Is the Pro-Ject Debut Carbon EVO better than the AT-LP120XBT-USB?

For outright analog sound quality on a capable system, yes. The carbon tonearm, Sumiko cartridge and isolated belt drive give it a cleaner, more detailed presentation. But the Audio-Technica is more versatile and better value, with a built-in preamp, Bluetooth, USB and 78 RPM. Better depends on whether you prioritise sound or features.

Does the AT-LP120XBT-USB need a separate phono preamp?

No. It has a built-in switchable phono preamp, so you can connect it directly to any amplifier or powered speakers with a line input, or stream over Bluetooth. The Pro-Ject Debut Carbon EVO has no preamp and requires either an amplifier with a phono input or a separate phono stage.

Can the Pro-Ject Debut Carbon EVO connect to Bluetooth speakers?

No. The EVO is a pure analog turntable with no Bluetooth, USB or wireless of any kind. If wireless streaming matters to you, the AT-LP120XBT-USB is the one to buy. The Pro-Ject assumes a wired hi-fi system.

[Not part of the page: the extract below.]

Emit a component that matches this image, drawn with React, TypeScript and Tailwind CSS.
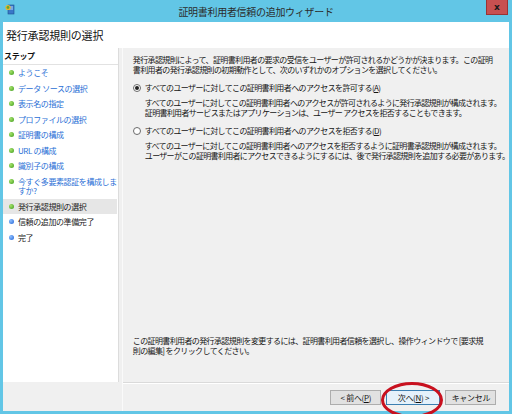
import React from "react";

const jp = { fontFamily: '"Noto Sans CJK JP", "Noto Sans", sans-serif' };

function Bullet({ color }: { color: "green" | "blue" }) {
  const c = color === "green" ? "bg-[radial-gradient(circle_at_35%_35%,#a6e36a,#3c9a1c)]" : "bg-[radial-gradient(circle_at_35%_35%,#8fc0ff,#1f62d6)]";
  return <span className={`w-[5px] h-[5px] rounded-full shrink-0 ${c}`}></span>;
}

function StepItem({ lines, bullet, state }: { lines: string[]; bullet: "green" | "blue"; state: "done" | "current" | "todo" }) {
  const text = state === "done" ? "text-[#2a6fd6]" : "text-[#1a1a1a]";
  return (
    <div className={`flex items-start gap-[4px] pl-[6px] py-[3px] ${state === "current" ? "bg-[#e6e6e6]" : ""}`}>
      <span className="h-[9.5px] flex items-center"><Bullet color={bullet} /></span>
      <div className={`text-[8px] leading-[9.5px] tracking-[-0.4px] ${text}`}>
        {lines.map((l, i) => (
          <div key={i} className="whitespace-nowrap">{l}</div>
        ))}
      </div>
    </div>
  );
}

function Radio({ checked }: { checked?: boolean }) {
  return (
    <span className="w-[8px] h-[8px] rounded-full border border-[#6b6b6b] bg-white flex items-center justify-center shrink-0">
      {checked && <span className="w-[4px] h-[4px] rounded-full bg-[#222]"></span>}
    </span>
  );
}

function Btn({ children, focused, w }: { children: React.ReactNode; focused?: boolean; w: string }) {
  return (
    <div
      className={`${w} h-[15px] flex items-center justify-center text-[8px] tracking-[-0.3px] text-[#111] border ${
        focused ? "border-[#3c7fb1] bg-[#e5f1fb]" : "border-[#adadad] bg-[#e1e1e1]"
      }`}
    >
      {children}
    </div>
  );
}

export default function App() {
  const steps: { lines: string[]; bullet: "green" | "blue"; state: "done" | "current" | "todo" }[] = [
    { lines: ["ようこそ"], bullet: "green", state: "done" },
    { lines: ["データ ソースの選択"], bullet: "green", state: "done" },
    { lines: ["表示名の指定"], bullet: "green", state: "done" },
    { lines: ["プロファイルの選択"], bullet: "green", state: "done" },
    { lines: ["証明書の構成"], bullet: "green", state: "done" },
    { lines: ["URL の構成"], bullet: "green", state: "done" },
    { lines: ["識別子の構成"], bullet: "green", state: "done" },
    { lines: ["今すぐ多要素認証を構成しま", "すか?"], bullet: "green", state: "done" },
    { lines: ["発行承認規則の選択"], bullet: "green", state: "current" },
    { lines: ["信頼の追加の準備完了"], bullet: "blue", state: "todo" },
    { lines: ["完了"], bullet: "blue", state: "todo" },
  ];

  return (
    <div className="w-[512px] h-[414px] bg-[#62c6e6] flex flex-col relative overflow-hidden" style={jp}>
      {/* title bar */}
      <div className="h-[22px] flex items-center relative">
        <svg className="absolute left-[5px] top-[4px]" width="10" height="11" viewBox="0 0 10 11">
          <rect x="3" y="1" width="6" height="9" fill="#3a78c8" stroke="#1d4f8f" strokeWidth="0.6" />
          <rect x="4" y="2.5" width="4" height="1" fill="#bcd8f5" />
          <rect x="4" y="4.5" width="4" height="1" fill="#bcd8f5" />
          <circle cx="3" cy="3.5" r="2.6" fill="#e8b62c" />
          <circle cx="3" cy="3.5" r="1.4" fill="#5aa83a" />
        </svg>
        <div className="flex-1 text-center text-[10px] text-[#2b2b2b] tracking-[-0.3px]">証明書利用者信頼の追加ウィザード</div>
        <div className="absolute right-[4px] top-0 w-[22px] h-[15px] bg-[#c75050] border border-[#9a3333] border-t-0 flex items-center justify-center">
          <span className="text-[9px] font-bold leading-none text-[#1a1a1a]" style={{ fontFamily: '"DejaVu Sans", sans-serif' }}>x</span>
        </div>
      </div>

      {/* client */}
      <div className="flex-1 mx-[3px] mb-[3px] bg-[#f0f0f0] flex flex-col">
        <div className="h-[26px] bg-white flex items-center pl-[3px]">
          <span className="text-[11px] text-[#111] tracking-[-0.2px]">発行承認規則の選択</span>
        </div>

        <div className="flex-1 flex">
          {/* left steps */}
          <div className="w-[116px] flex flex-col">
            <div className="flex-1 bg-white border-r border-[#dcdcdc] flex flex-col">
              <div className="h-[17px] flex items-center pl-[1px] border-b border-[#e2e2e2]">
                <span className="text-[8px] font-bold text-[#111] tracking-[-0.3px]">ステップ</span>
              </div>
              <div className="pr-[1px]">
                {steps.map((s, i) => (
                  <StepItem key={i} lines={s.lines} bullet={s.bullet} state={s.state} />
                ))}
              </div>
            </div>
            <div className="h-[29px]"></div>
          </div>

          {/* right content */}
          <div className="flex-1 ml-[3px] flex flex-col border-l border-[#fafafa]">
            <div className="flex-1 flex flex-col pl-[10px] pt-[7px] pb-[26px] text-[8px] leading-[10px] tracking-[-0.62px] text-[#141414]">
              <div className="whitespace-nowrap">
                <div>発行承認規則によって、証明書利用者の要求の受信をユーザーが許可されるかどうかが決まります。この証明</div>
                <div>書利用者の発行承認規則の初期動作として、次のいずれかのオプションを選択してください。</div>
              </div>

              <div className="mt-[8px] flex items-center gap-[4px] whitespace-nowrap">
                <Radio checked />
                <span>
                  すべてのユーザーに対してこの証明書利用者へのアクセスを許可する(<span className="underline">A</span>)
                </span>
              </div>
              <div className="mt-[5px] pl-[12px] whitespace-nowrap tracking-[-0.68px]">
                <div>すべてのユーザーに対してこの証明書利用者へのアクセスが許可されるように発行承認規則が構成されます。</div>
                <div>証明書利用者サービスまたはアプリケーションは、ユーザー アクセスを拒否することもできます。</div>
              </div>

              <div className="mt-[8px] flex items-center gap-[4px] whitespace-nowrap">
                <Radio />
                <span>
                  すべてのユーザーに対してこの証明書利用者へのアクセスを拒否する(<span className="underline">D</span>)
                </span>
              </div>
              <div className="mt-[5px] pl-[12px] whitespace-nowrap tracking-[-0.68px]">
                <div>すべてのユーザーに対してこの証明書利用者へのアクセスを拒否するように証明書承認規則が構成されます。</div>
                <div>ユーザーがこの証明書利用者にアクセスできるようにするには、後で発行承認規則を追加する必要があります。</div>
              </div>

              <div className="mt-auto whitespace-nowrap">
                <div>この証明書利用者の発行承認規則を変更するには、証明書利用者信頼を選択し、操作ウィンドウで [要求規</div>
                <div>則の編集] をクリックしてください。</div>
              </div>
            </div>
            <div className="h-px bg-[#dadada]"></div>
            <div className="h-px bg-white"></div>
            <div className="h-[27px] flex items-center justify-end gap-[5px] pr-[13px]">
              <Btn w="w-[51px]">
                &lt; 前へ(<span className="underline">P</span>)
              </Btn>
              <Btn w="w-[54px]" focused>
                次へ(<span className="underline">N</span>) &gt;
              </Btn>
              <Btn w="w-[51px]">キャンセル</Btn>
            </div>
          </div>
        </div>
      </div>

      {/* red annotation ellipse */}
      <div className="absolute left-[381px] top-[382px] w-[62px] h-[36px] rounded-[50%] border-[3px] border-[#c8101e]"></div>
    </div>
  );
}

Which cartridge is better, the Sumiko Rainier or the AT-VM95E?

Both are bonded elliptical cartridges and both are good. The Sumiko Rainier has a slightly fuller voicing; the AT-VM95E's advantage is that the same body accepts higher styli, so you can upgrade it cheaply later. For long-term flexibility the VM95E platform wins; for out-of-the-box character the two are close.

Can I digitise my records with these turntables?

Only with the Audio-Technica. Its USB output records vinyl to a computer at 16-bit, 44.1 or 48 kHz, which is one of the main reasons to choose it. The Pro-Ject Debut Carbon EVO has no USB and cannot digitise without separate hardware.